=== Work to be completed ===
Do not repeat pictures. Repeat exactly the lines of the listing below from its first line through the line with "useLayoutEffect, useRef, useState".

=== Raw data ===
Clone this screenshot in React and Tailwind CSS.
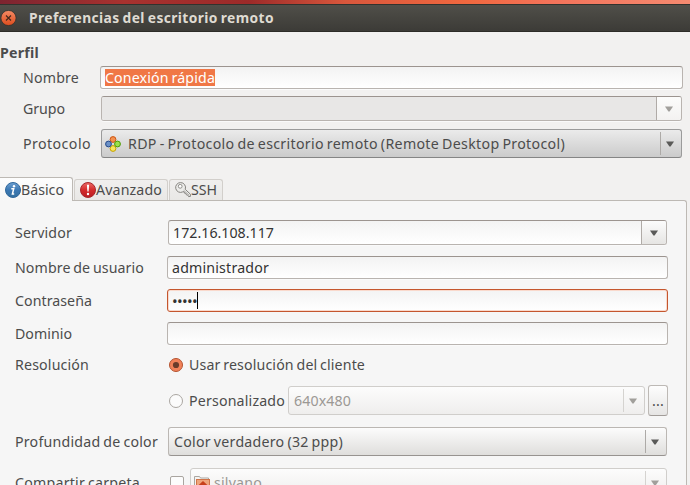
import { useLayoutEffect, useRef, useState } from "react";

// Text set to an exact width: the spare room is shared out between its letters.
function Txt({ w, className = "", children }) {
  const ref = useRef(null);
  const [spacing, setSpacing] = useState(0);
  useLayoutEffect(() => {
    const natural = ref.current.getBoundingClientRect().width;
    setSpacing((w - natural) / children.length);
  }, [w, children]);
  return (
    <span ref={ref} style={{ letterSpacing: spacing }} className={`inline-block shrink-0 whitespace-pre ${className}`}>
      {children}
    </span>
  );
}

function Arrow({ dim }) {
  return (
    <svg width="8" height="6" viewBox="0 0 8 6" className="shrink-0">
      <path d="M0 .5h8L4.6 5.500H3.400z" fill={dim ? "#a19f9b" : "#5a5a58"} />
    </svg>
  );
}

function Entry({ className = "", children }) {
  return (
    <div className={`flex shrink-0 items-center rounded-[3px] border border-[#b9b4b0] border-t-[#9c948f] bg-linear-to-b from-[#f3f3f3] to-white shadow-[0_1px_0_#fafafa] ${className}`}>
      {children}
    </div>
  );
}

function Combo({ className, dim, children }) {
  return (
    <div className={`flex h-[29px] shrink-0 items-center rounded-[3px] border bg-linear-to-b ${className}`}>
      {children}
      <div className={`ml-auto flex h-[23px] w-[21px] shrink-0 items-center border-l pt-px pl-[5px] ${dim ? "border-[#d5d3d0]" : "border-[#adaaa7]"}`}>
        <Arrow dim={dim} />
      </div>
    </div>
  );
}

function SplitEntry({ className, fieldClass, buttonClass, dim, children }) {
  return (
    <Entry className={`h-[25px] items-stretch! overflow-hidden ${className}`}>
      <div className={`flex flex-1 items-center ${fieldClass}`}>{children}</div>
      <div className={`flex w-[25px] items-center border-l border-[#b0aba7] bg-linear-to-b pt-px pl-[8px] ${buttonClass}`}>
        <Arrow dim={dim} />
      </div>
    </Entry>
  );
}

function CloseIcon() {
  return (
    <svg width="17" height="16" viewBox="0 0 17 16">
      <defs>
        <linearGradient id="close" x1="0" y1="0" x2="0" y2="1">
          <stop offset="0" stopColor="#f58b65" />
          <stop offset="1" stopColor="#dd4c1d" />
        </linearGradient>
      </defs>
      <circle cx="8.500" cy="8" r="7.600" fill="url(#close)" stroke="#34312c" strokeWidth=".8" />
      <path d="M6 5.500l5 5M11 5.500l-5 5" stroke="#46291c" strokeWidth="1.200" />
    </svg>
  );
}

function ProtocolIcon() {
  return (
    <svg width="16" height="16" viewBox="0 0 16 16" className="shrink-0">
      <circle cx="8" cy="3.500" r="2.900" fill="#f39150" stroke="#cc5512" />
      <circle cx="8" cy="12.500" r="2.900" fill="#f7e65c" stroke="#c4a000" />
      <circle cx="3.500" cy="8" r="2.900" fill="#6b91c7" stroke="#24498a" />
      <circle cx="12.500" cy="8" r="2.900" fill="#9be04b" stroke="#4e9a06" />
    </svg>
  );
}

function InfoIcon() {
  return (
    <svg width="16" height="16" viewBox="0 0 16 16" className="shrink-0">
      <defs>
        <linearGradient id="info" x1="0" y1="0" x2="0" y2="1">
          <stop offset="0" stopColor="#6fa0d0" />
          <stop offset=".5" stopColor="#3b78b4" />
          <stop offset="1" stopColor="#34709f" />
        </linearGradient>
      </defs>
      <circle cx="8" cy="8" r="7.500" fill="url(#info)" stroke="#2f679c" />
      <circle cx="9" cy="4.200" r="1.200" fill="#fff" />
      <path d="M6.300 6.800h2.400L7.400 12h1.800" fill="none" stroke="#fff" strokeWidth="1.500" />
    </svg>
  );
}

function AlertIcon() {
  return (
    <svg width="16" height="16" viewBox="0 0 16 16" className="shrink-0">
      <defs>
        <linearGradient id="alert" x1="0" y1="0" x2="0" y2="1">
          <stop offset="0" stopColor="#ec6a66" />
          <stop offset=".5" stopColor="#d52b2b" />
          <stop offset="1" stopColor="#b81c22" />
        </linearGradient>
      </defs>
      <circle cx="8" cy="8" r="7.500" fill="url(#alert)" stroke="#a8282c" />
      <path d="M6.900 2.800h2.200L8.600 9.400H7.400z" fill="#fff" />
      <circle cx="8" cy="12" r="1.200" fill="#fff" />
    </svg>
  );
}

function KeyIcon() {
  return (
    <svg width="16" height="16" viewBox="0 0 16 16" className="shrink-0">
      <path
        d="M5.500.600a4.900 4.900 0 1 0 2.200 9.300l1.400-.3.300 1.500 1.600.2.300 1.500 1.500.3.800 1.500 1.800-.2v-2.200L10.200 7.300A4.900 4.900 0 0 0 5.500.600z"
        fill="#ececea"
        stroke="#85837f"
        strokeLinejoin="round"
      />
      <circle cx="5.200" cy="4.300" r="1.900" fill="#fff" stroke="#85837f" strokeWidth=".9" />
      <path d="M8.600 8.200l5.600 5" stroke="#a5a39f" strokeWidth=".8" />
    </svg>
  );
}

function FolderHomeIcon() {
  return (
    <svg width="16" height="16" viewBox="0 0 16 16" className="shrink-0">
      <path d="M.5 14.500V1.500h5l1 1.500h8v4" fill="#f4f3f1" stroke="#aaa7a2" />
      <rect x="2.500" y="4.500" width="13" height="11" fill="#efa57c" stroke="#d17448" />
      <path d="M9 6l4.500 4.200H12V13.500H10V11H8v2.500H6V10.200H4.500z" fill="#c8401b" />
    </svg>
  );
}

function Radio({ on }) {
  return (
    <svg width="16" height="16" viewBox="0 0 16 16" className="shrink-0">
      <circle cx="8" cy="8" r="6.500" fill={on ? "#f28259" : "#fbfbfb"} stroke={on ? "#b35330" : "#aaa6a1"} />
      {on && <circle cx="8" cy="8" r="3.100" fill="#6b3c2a" />}
    </svg>
  );
}

function Label({ w, children }) {
  return (
    <div className="flex w-[152px] shrink-0">
      <Txt w={w}>{children}</Txt>
    </div>
  );
}

export default function App() {
  return (
    <div className="flex h-[485px] w-[690px] flex-col overflow-hidden bg-[#f2f1f0] font-['Noto_Sans',sans-serif] text-[14.2px] leading-[20px] text-[#4c4c4c] [word-spacing:-1px]">
      <div className="h-[4px] shrink-0 bg-[linear-gradient(90deg,#7d2430_0%,#a8322f_18%,#9c2a29_36%,#d9573c_50%,#f1683f_68%,#f4735a_80%,#f58a70_100%)]" />
      <div className="flex h-[28px] shrink-0 items-center border-y border-t-[#33322e] border-b-[#2d2c28] bg-linear-to-b from-[#504f49] to-[#3c3b37] text-[#dfdbd2]">
        <CloseIcon />
        <Txt w={245} className="ml-[12px] text-[13.8px] font-bold">Preferencias del escritorio remoto</Txt>
      </div>

      <div className="mt-[11px] flex h-[20px] shrink-0">
        <Txt w={39} className="font-bold">Perfil</Txt>
      </div>

      <div className="mt-[3px] flex h-[23px] shrink-0 items-center pl-[23px]">
        <div className="w-[77px] shrink-0"><Txt w={56}>Nombre</Txt></div>
        <Entry className="h-[23px] w-[583px] pl-[4px]">
          <Txt w={110} className="h-[17px] bg-[#f07746] leading-[18px] text-white">Conexión rápida</Txt>
        </Entry>
      </div>
      <div className="mt-[7px] flex h-[25px] shrink-0 items-center pl-[23px]">
        <div className="w-[78px] shrink-0"><Txt w={42}>Grupo</Txt></div>
        <SplitEntry dim className="w-[581px]" fieldClass="bg-[#e8e7e6]" buttonClass="from-[#fcfcfb] to-[#f3f2f1]" />
      </div>
      <div className="mt-[8px] flex h-[29px] shrink-0 items-center pl-[23px]">
        <div className="w-[78px] shrink-0"><Txt w={68}>Protocolo</Txt></div>
        <Combo className="w-[581px] border-[#9b9b9b] border-b-[#858585] from-[#ebebeb] to-[#cbcbcb] pl-[3px]">
          <ProtocolIcon />
          <Txt w={437} className="ml-[7px]">RDP - Protocolo de escritorio remoto (Remote Desktop Protocol)</Txt>
        </Combo>
      </div>

      <div className="mt-[19px] flex h-[23px] shrink-0 items-end">
        <div className="z-10 -mb-px flex h-[24px] w-[73px] items-center rounded-tr-[3px] border-t border-r border-[#bdb9b4] bg-linear-to-b from-[#fdfdfd] to-[#f6f6f6] pl-[5px]">
          <InfoIcon />
          <Txt w={43}>Básico</Txt>
        </div>
        <div className="ml-px flex h-[21px] w-[94px] items-center rounded-t-[3px] border border-b-0 border-[#d2cfcb] bg-linear-to-b from-[#f0efee] to-[#e9e8e6] pl-[5px]">
          <AlertIcon />
          <Txt w={66}>Avanzado</Txt>
        </div>
        <div className="ml-px flex h-[21px] w-[54px] items-center rounded-t-[3px] border border-b-0 border-[#d2cfcb] bg-linear-to-b from-[#f0efee] to-[#e9e8e6] pl-[5px]">
          <KeyIcon />
          <Txt w={26}>SSH</Txt>
        </div>
      </div>

      <div className="flex h-[285px] w-[687px] shrink-0 flex-col overflow-hidden rounded-tr-[3px] border-t border-r border-[#bdb9b4] bg-[#f6f6f6] pt-[19px] pl-[15px]">
        <div className="flex h-[25px] shrink-0 items-center">
          <Label w={57}>Servidor</Label>
          <SplitEntry className="ml-px w-[499px]" fieldClass="pl-[4px]" buttonClass="from-[#fcfcfc] to-[#e6e5e3]">
            <Txt w={101} className="text-[#333]">172.16.108.117</Txt>
          </SplitEntry>
        </div>
        <div className="mt-[11px] flex h-[23px] shrink-0 items-center">
          <Label w={129}>Nombre de usuario</Label>
          <Entry className="h-[23px] w-[501px] pl-[4px]">
            <Txt w={97} className="text-[#333]">administrador</Txt>
          </Entry>
        </div>
        <div className="mt-[10px] flex h-[23px] shrink-0 items-center">
          <Label w={77}>Contraseña</Label>
          <Entry className="h-[23px] w-[501px] border-[#c4562e]! pl-[4px] shadow-[inset_0_0_0_1px_#f9d9cc]!">
            <Txt w={25} className="text-[15px] text-[#333]">•••••</Txt>
            <span className="h-[17px] w-px bg-black" />
          </Entry>
        </div>
        <div className="mt-[10px] flex h-[23px] shrink-0 items-center">
          <Label w={57}>Dominio</Label>
          <Entry className="h-[23px] w-[501px]" />
        </div>
        <div className="mt-[10px] flex h-[20px] shrink-0 items-center">
          <Label w={74}>Resolución</Label>
          <div className="flex items-center gap-[5px] pl-px">
            <Radio on />
            <Txt w={176}>Usar resolución del cliente</Txt>
          </div>
        </div>
        <div className="mt-[10px] flex h-[31px] shrink-0 items-center pl-[153px]">
          <Radio />
          <Txt w={96} className="ml-[5px]">Personalizado</Txt>
          <Combo dim className="ml-[3px] w-[357px] border-[#d0cecb] from-[#fcfcfc] to-[#efeeed] pl-[5px] text-[#9b9894]">
            <Txt w={57}>640x480</Txt>
          </Combo>
          <div className="ml-[3px] flex h-[31px] w-[20px] items-center justify-center rounded-[3px] border border-[#bdb9b5] border-b-[#a19c98] bg-linear-to-b from-[#fdfdfd] to-[#e6e5e4]">
            <Txt w={12}>...</Txt>
          </div>
        </div>
        <div className="mt-[11px] flex h-[29px] shrink-0 items-center">
          <Label w={143}>Profundidad de color</Label>
          <Combo className="ml-px w-[499px] border-[#bbb7b3] border-b-[#979390] from-[#fcfcfc] to-[#dfdedc] pl-[5px]">
            <Txt w={169}>Color verdadero (32 ppp)</Txt>
          </Combo>
        </div>
        <div className="mt-[12px] flex h-[29px] shrink-0 items-center">
          <Label w={125}>Compartir carpeta</Label>
          <div className="ml-[3px] h-[14px] w-[14px] shrink-0 rounded-[2px] border border-[#aaa5a0] bg-[#fcfcfc]" />
          <Combo dim className="ml-[6px] w-[477px] border-[#d0cecb] from-[#fcfcfc] to-[#efeeed] pl-[3px] text-[#9b9894]">
            <FolderHomeIcon />
            <Txt w={48} className="ml-[4px]">silvano</Txt>
          </Combo>
        </div>
      </div>
    </div>
  );
}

=== Exercise result ===
Clone this screenshot in React and Tailwind CSS.
import { useLayoutEffect, useRef, useState } from "react";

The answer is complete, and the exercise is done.